What's New in Baseline-C for Land Ice


Cryo-TEMPO Baseline-C products for Land Ice were released in April 2024. See the product downloads page for access details.

The following evolutions have been applied in Baseline-C as compared to Baseline-B (released March 2023). Further details are provided in the Cryo-TEMPO Product Handbook and ATBD documents.

Evolutions in Baseline-C version 001

Input Data

Use of the latest evolution of ESA L1b data set as input (for all products). Only ESA CS2 Baseline-E L1b data is used as input to the CryoTEMPO processing (in CryoTEMPO Baseline-B it was necessary to use a sub-optimal mix of available data from L1b Baseline-D and Baseline-E).

LRM measurements

New improved slope correction method used for LRM mode measurements using an adapted Roemer algorithm: ref: https://doi.org/10.1016/j.rse.2006.02.026. This method uses high resolution (100m) Digital Elevation Models of Antarctica (REMA v1.1) and Greenland (ArcticDEM v4.1) to find the point of closest approach to the satellite. Previously this method was considered too slow (compute intensive) for operational production. In Baseline-B a faster (but lower resolution and less accurate) slope model approach was used (as per the method used with ESA Level-2 baseline-E and all previous baseline products).

OCOG retracker threshold reduced to 0.1 (from 0.2 in Baseline-B) to reduce differences to ICESat-2 elevations.

Backscatter

New SARin backscatter bias correction to align SARin and LRM backscatter along track. The switch to using new ESA L1b Baseline-E data as input to the CryoTEMPO processing should correct a problem with backscatter drift that was present in their Baseline-D L1b and consequently in CT Baseline-B products.

Evolutions in Baseline-B version 001

Global NetCDF Attributes

The following new global netCDF attributes are provided in Baseline-B land ice products: (example values shown)

The instrument_mode attribute is provided so users can quickly identify files containing measurements from each instrument mode without reading any data variables. Note that each file contains measurements from a single instrument mode.

The ascending_start_record and descending_start_record are provided so that users can identify the direction of the satellite's nadir orbit for any record in the file. This is useful since the latitude and longitude coordinates provided in the file are for the location of the ground measurement (also known as the point of closest approach (POCA)) which is terrain dependent and may zig-zag between ground features.

The src_esa_l1b_file attribute is provided so that users can trace the ESA L1b processing applied to the raw satellite measurements before the Cryo-TEMPO L2 processing has been performed.

SARin Retracker

A new Maximum Coherence Retracker (as per Aublanc et al, 2021, McMillan 2019) replaces the TCOG retracker for SARin waveforms only.
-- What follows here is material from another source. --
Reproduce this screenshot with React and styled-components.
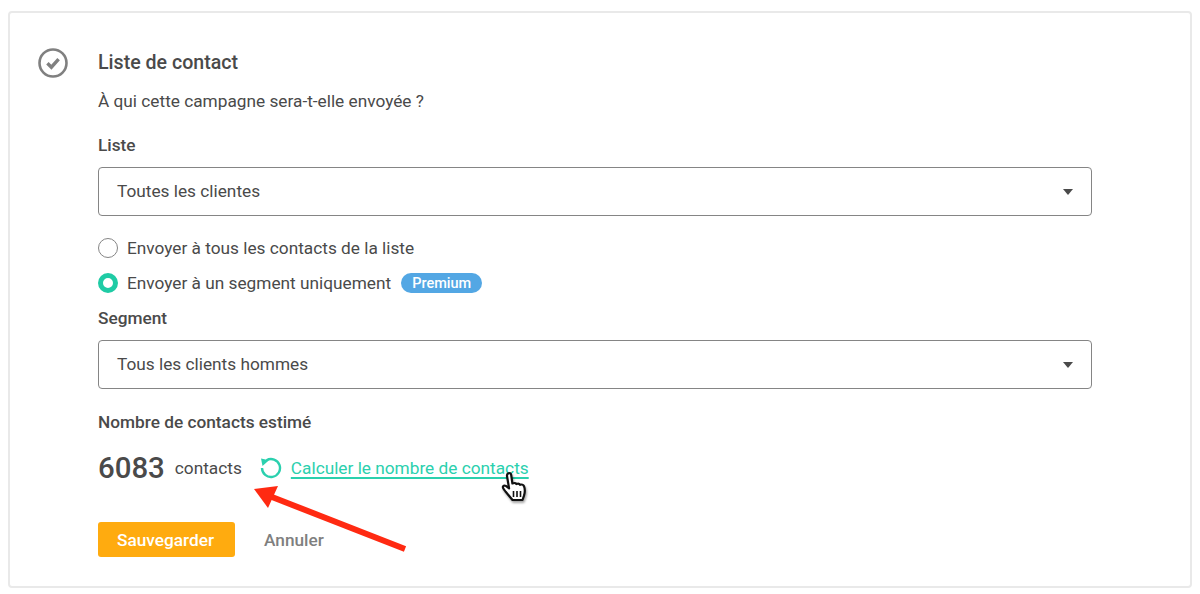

Validation studies have shown that this improves the accuracy of elevation measurements over the ice sheet margins (SARin mask).

LRM Retracker (TCOG)

Smoothing of waveforms changed from sliding average (width=3) to Savitsky-Golay (width 9).

Backscatter (SARin)

No algorithm changes, but a change in the SARin retracker causes an ~2dB mean change in the backscatter calculated for SARin measurements as compared to Baseline-A. This is expected as the returned power relates to a new retracking point which will be on average higher up the waveform leading edge (than chosen by the Baseline-A TCOG retracker with a 50% threshold).

SARin Across-track Angle Calculation

The phase difference waveform is now sampled at the location of maximum coherence chosen by the retracker (instead of using a model fit in Baseline-A). No smoothing or interpolation is performed. The phase difference value is then converted into an angle from the boresight vector (given in the L1 data).

SARin Phase Unwrapping and Ambiguity Detection

In Baseline-A an ambiguity check was performed to detect potential phase wrapping by comparing the measured SARin height with an external DEM. Differences greater than 100m were flagged as ambiguous but no attempt was made to correct the measurements location and elevation. In Baseline-B to determine if the original phase measurement was wrapped, the phase difference is then unwrapped and a second elevation and location is calculated. The location with the smallest difference from the DEM is taken as the POCA and the height measurement is given at that location. This results in the retrieval of a higher number of SARin measurements over the ice sheet margins in Baseline-B.

Glaciological Drainage Basins

An additional glaciological drainage basin parameter has been added to the product (netcdf ‘basin2’ parameter). This provides the basin number according to Rignot (2016). Previously only the basins defined by Zwally (2012) were provided in the ‘basin’ parameter. Both these drainage basin definitions are widely used and are specified by the IMBIE project for ice sheet mass balance calculations.

Uncertainty

The uncertainty parameter is now calculated from the statistics of differencing closely located elevation measurements from CryoTEMPO and IceSAT-2 ATL-06 v005 per band of surface slope. In Baseline-A the uncertainty was calculated from the statistics of CryoTEMPO crossover differences per band of surface slope. In both cases the statistics are generated from combining differences less than 1 month over a single reference year (2020).